Deer hunting was another monastic recreation and in 1246 King Henry III sanctioned the emparkment of Badby Wood. The banks and ditches of the Deer Park can still be traced.
With the decline of the Monastic life in the 14th century it became the practice for Evesham Abbey to lease out land in Badby. The Spencer family rented the “Manor” from 1451–71 and may well have carried out renovations marked on the plan. In 1530 they still held a lease on part of the Manor lands. This family is now associated with Althorpe. The second family, the Knightleys, who purchased Fawsley in 1416, was to influence Badby for the next five hundred years; they took over land in Badby and the use of the Deer Park which they joined to Fawsley.
From 1539, Henry VIII carried through the Dissolution of the Monasteries. A Royal Commissioners document from 1540 lists the tenants of both Badby and Newnham and gives the values of rents for: houses, cottages, wind and water mills, meadows, strips of land in the open fields and bake houses. It shows that the Knightley family rented Badby Wood at £6 per annum before the Dissolution. By 1542 the Lordship of the Manor of Badby has been granted to the Knightley family and the long dominance of this family began.

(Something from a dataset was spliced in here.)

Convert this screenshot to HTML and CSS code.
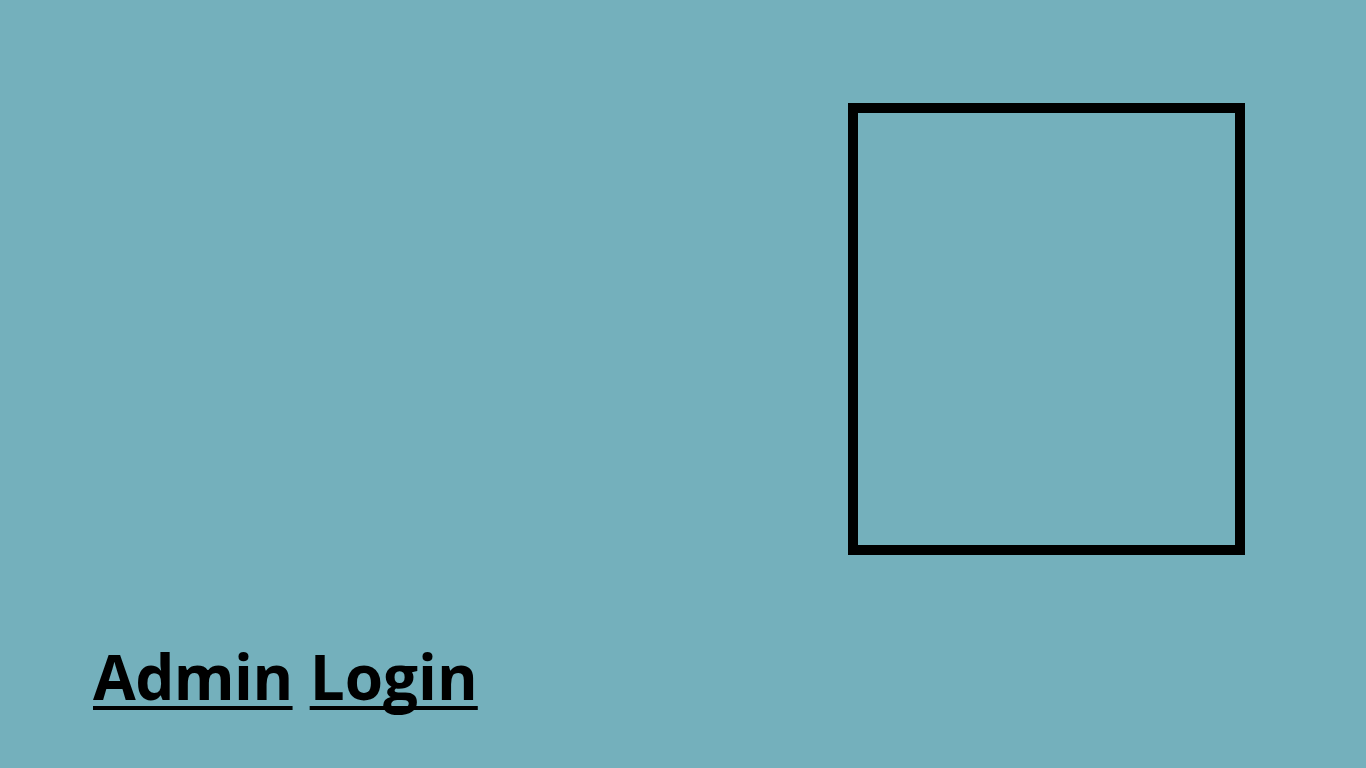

A commission visited Badby to formalise the change from the old Open Field System to the new Enclosed Fields (ending the practice of a holder working a number of strips of land, often widely separated in the Open Fields). The details collected by the Commission led to the Parliamentary Enclosure Act of 1779 for Badby. It included a map and lists of properties with names and other details.